-- Begin DATASET EXTRACT --
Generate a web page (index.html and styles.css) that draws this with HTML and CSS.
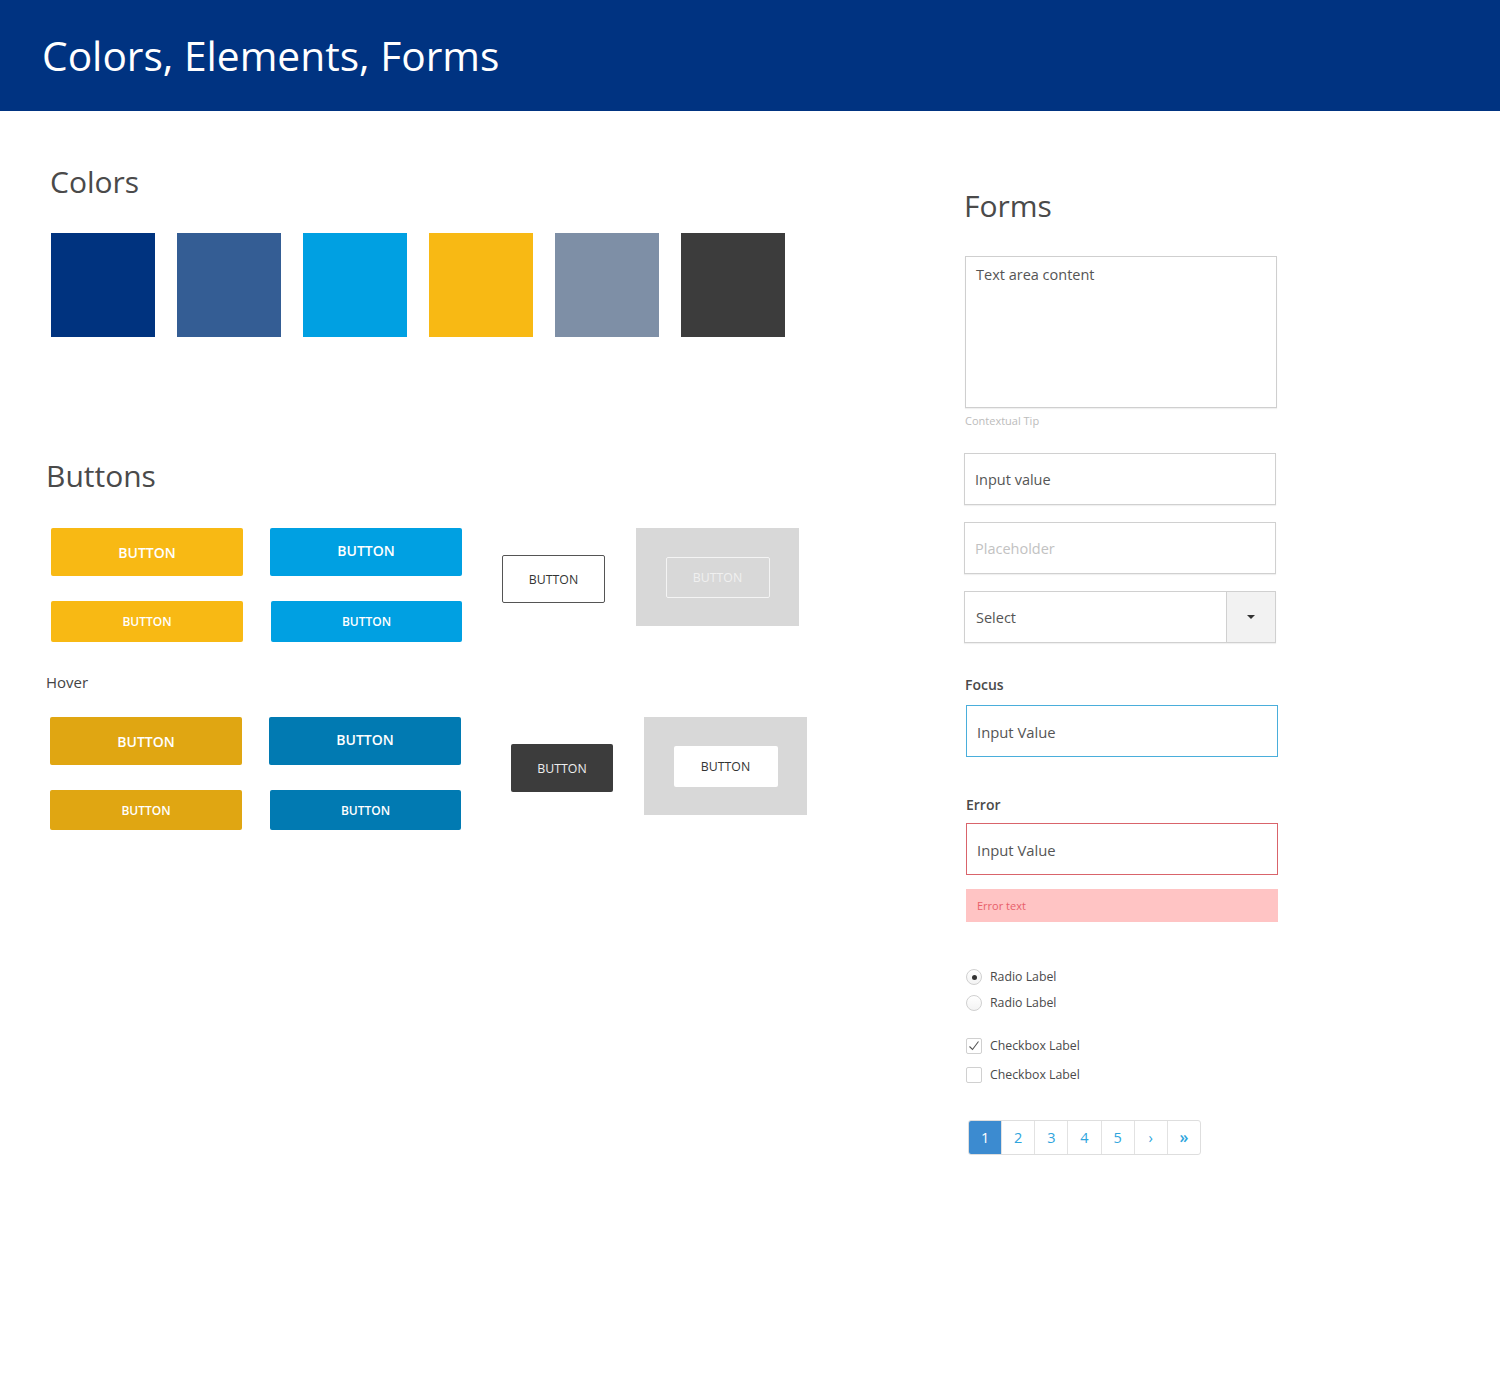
FILE: index.html
```html
<!DOCTYPE html>
<html lang="en">
<head>
<meta charset="utf-8">
<title>Colors, Elements, Forms</title>
<link rel="stylesheet" href="styles.css">
</head>
<body>
<header class="topbar">
  <h1 class="title">Colors, Elements, Forms</h1>
</header>
<main class="page">
  <section class="left">
    <h2 class="heading heading-colors">Colors</h2>
    <div class="swatches">
      <div class="swatch sw-navy"></div>
      <div class="swatch sw-steel"></div>
      <div class="swatch sw-sky"></div>
      <div class="swatch sw-yellow"></div>
      <div class="swatch sw-gray"></div>
      <div class="swatch sw-dark"></div>
    </div>

    <h2 class="heading heading-buttons">Buttons</h2>
    <div class="btn-row row-normal">
      <div class="btn-stack">
        <div class="btn btn-lg yellow">Button</div>
        <div class="btn btn-sm yellow">Button</div>
      </div>
      <div class="btn-stack stack-blue">
        <div class="btn btn-lg blue lift">Button</div>
        <div class="btn btn-sm blue shift">Button</div>
      </div>
      <div class="btn btn-ghost outline">Button</div>
      <div class="gray-box box-normal">
        <div class="btn btn-inner disabled">Button</div>
      </div>
    </div>

    <div class="hover-label">Hover</div>
    <div class="btn-row row-hover">
      <div class="btn-stack">
        <div class="btn btn-lg yellow-h">Button</div>
        <div class="btn btn-sm2 yellow-h">Button</div>
      </div>
      <div class="btn-stack stack-blue">
        <div class="btn btn-lg blue-h lift">Button</div>
        <div class="btn btn-sm2 blue-h shift">Button</div>
      </div>
      <div class="btn btn-ghost dark">Button</div>
      <div class="gray-box box-hover">
        <div class="btn btn-inner white">Button</div>
      </div>
    </div>
  </section>

  <section class="right">
    <h2 class="heading heading-forms">Forms</h2>
    <div class="textarea">Text area content</div>
    <div class="tip">Contextual Tip</div>
    <div class="field">Input value</div>
    <div class="field placeholder">Placeholder</div>
    <div class="field select">
      <span class="select-value">Select</span>
      <span class="select-btn"><span class="caret"></span></span>
    </div>

    <div class="label label-focus">Focus</div>
    <div class="field field-wide focus">Input Value</div>

    <div class="label label-error">Error</div>
    <div class="field field-wide error">Input Value</div>
    <div class="error-text">Error text</div>

    <div class="choices radios">
      <div class="choice"><span class="radio checked"></span><span class="choice-label">Radio Label</span></div>
      <div class="choice"><span class="radio"></span><span class="choice-label">Radio Label</span></div>
    </div>
    <div class="choices checks">
      <div class="choice"><span class="checkbox"><svg viewBox="0 0 16 16" width="16" height="16"><path d="M3.5 8.5 L6.5 11.5 L12.5 3.5" fill="none" stroke="#555" stroke-width="1.1"/></svg></span><span class="choice-label">Checkbox Label</span></div>
      <div class="choice"><span class="checkbox"></span><span class="choice-label">Checkbox Label</span></div>
    </div>

    <nav class="pager">
      <span class="page-cell active">1</span>
      <span class="page-cell">2</span>
      <span class="page-cell">3</span>
      <span class="page-cell">4</span>
      <span class="page-cell">5</span>
      <span class="page-cell">›</span>
      <span class="page-cell dbl">»</span>
    </nav>
  </section>
</main>
</body>
</html>
```

FILE: styles.css
```css
* { box-sizing: border-box; }
html, body { margin: 0; padding: 0; background: #fff; }
body { font-family: "Open Sans", "DejaVu Sans", sans-serif; color: #4a4a4a; }

.topbar { height: 111px; background: #003381; padding-left: 42px; }
.title { margin: 0; font-size: 40.7px; line-height: 111px; font-weight: 400; color: #fff; }

.page { display: flex; }
.left { width: 964px; flex: none; padding-left: 45px; padding-top: 53px; }
.right { width: 320px; flex: none; padding-top: 77px; }

.heading { margin: 0; font-size: 30px; line-height: 36px; font-weight: 400; color: #4a4a4a; }
.heading-colors { margin-left: 5px; }
.heading-buttons { margin-top: 121px; margin-left: 1px; }
.heading-forms { margin-left: 0; }

.swatches { display: flex; gap: 22px; margin-top: 33px; margin-left: 6px; }
.swatch { width: 104px; height: 104px; }
.sw-navy { background: #00337f; }
.sw-steel { background: #345d94; }
.sw-sky { background: #00a0e2; }
.sw-yellow { background: #f8b914; }
.sw-gray { background: #7e8fa6; }
.sw-dark { background: #3c3c3c; }

.btn-row { display: flex; align-items: flex-start; }
.row-normal { margin-top: 34px; margin-left: 6px; }
.row-hover { margin-top: 25px; margin-left: 5px; }

.btn-stack { display: flex; flex-direction: column; gap: 25px; width: 192px; }
.stack-blue { margin-left: 27px; }
.shift { margin-left: 1px; }
.lift { padding-bottom: 3px; }

.btn { display: flex; align-items: center; justify-content: center; text-transform: uppercase; border-radius: 2px; color: #fff; }
.btn-lg { height: 48px; font-size: 14px; font-weight: 600; }
.btn-sm { height: 41px; font-size: 12px; font-weight: 600; }
.btn-sm2 { height: 40px; font-size: 12px; font-weight: 600; }
.yellow { background: #f8b914; }
.blue { background: #00a0e2; }
.yellow-h { background: #e0a612; }
.blue-h { background: #017ab2; }

.btn-ghost { width: 103px; height: 48px; margin-top: 27px; font-size: 12.3px; }
.outline { margin-left: 40px; border: 1px solid #555; color: #333; background: #fff; }
.dark { margin-left: 50px; width: 102px; background: #3c3c3c; color: #eee; }

.gray-box { width: 163px; height: 98px; background: #d8d8d8; display: flex; align-items: center; justify-content: center; margin-left: 31px; }
.btn-inner { width: 104px; height: 41px; font-size: 12.3px; }
.disabled { border: 1px solid #f4f4f4; color: #f0f0f0; }
.white { background: #fff; color: #333; }

.hover-label { margin-top: 30px; margin-left: 1px; font-size: 15px; line-height: 20px; color: #444; }

/* Forms */
.textarea { margin-top: 32px; margin-left: 1px; width: 312px; height: 152px; border: 1px solid #cfcfcf; box-shadow: 0 1px 1px rgba(0,0,0,0.06); padding: 8px 10px; font-size: 14.5px; line-height: 20px; color: #555; }
.tip { margin-top: 5px; margin-left: 1px; font-size: 11px; line-height: 16px; color: #bcbcbc; }

.field { width: 312px; height: 52px; border: 1px solid #d0d0d0; box-shadow: 0 1px 1px rgba(0,0,0,0.06); padding: 2px 10px 0; font-size: 14.5px; line-height: 48px; color: #555; margin-top: 17px; }
.tip + .field { margin-top: 24px; }
.placeholder { color: #c2c2c2; }
.select { display: flex; padding: 0; }
.select-value { flex: 1; padding: 2px 11px 0; line-height: 48px; }
.select-btn { width: 49px; background: #f2f2f2; border-left: 1px solid #d0d0d0; display: flex; align-items: center; justify-content: center; }
.caret { width: 0; height: 0; border-left: 4px solid transparent; border-right: 4px solid transparent; border-top: 4px solid #333; }

.label { font-size: 14px; line-height: 20px; font-weight: 600; color: #4a4a4a; margin-left: 1px; }
.label-focus { margin-top: 32px; }
.label-error { margin-top: 38px; margin-left: 2px; }

.field-wide { margin-left: 2px; font-size: 14.8px; padding-left: 10px; }
.label-focus + .field { margin-top: 10px; }
.label-error + .field { margin-top: 8px; }
.focus { border-color: #4aaedb; box-shadow: none; }
.error { border-color: #d9646b; box-shadow: none; }

.error-text { margin-top: 14px; margin-left: 2px; width: 312px; height: 33px; background: #ffc4c4; color: #e8606a; font-size: 11px; line-height: 33px; padding-left: 11px; }

.choices { display: flex; flex-direction: column; margin-left: 2px; }
.radios { margin-top: 47px; gap: 10px; }
.checks { margin-top: 27px; gap: 13px; }
.choice { display: flex; align-items: center; height: 16px; gap: 8px; }
.choice-label { font-size: 12.3px; line-height: 16px; color: #4a4a4a; }
.radio { width: 16px; height: 16px; border-radius: 50%; border: 1px solid #d0d0d0; background: linear-gradient(#fff, #f3f3f3); display: flex; align-items: center; justify-content: center; }
.radio.checked::after { content: ""; width: 5px; height: 5px; border-radius: 50%; background: #333; }
.checkbox { width: 16px; height: 16px; border: 1px solid #d0d0d0; border-radius: 2px; background: #fff; display: flex; }
.checkbox svg { display: block; margin: -1px; }

.pager { display: flex; margin-top: 37px; margin-left: 4px; width: 233px; height: 35px; border: 1px solid #dedede; border-radius: 3px; overflow: hidden; }
.page-cell { flex: 1; display: flex; align-items: center; justify-content: center; font-size: 14.5px; color: #2ea5dd; border-left: 1px solid #e2e2e2; }
.page-cell:first-child { border-left: none; }
.page-cell.active { background: #3c8bd0; color: #fff; }
.page-cell.dbl { font-size: 16px; font-weight: 600; padding-bottom: 2px; }
```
-- End DATASET EXTRACT --
_REQUEST_
Extract, from the material above, each line holding the word "index".

_ANSWER TO THE PROBLEM_
Generate a web page (index.html and styles.css) that draws this with HTML and CSS.
FILE: index.html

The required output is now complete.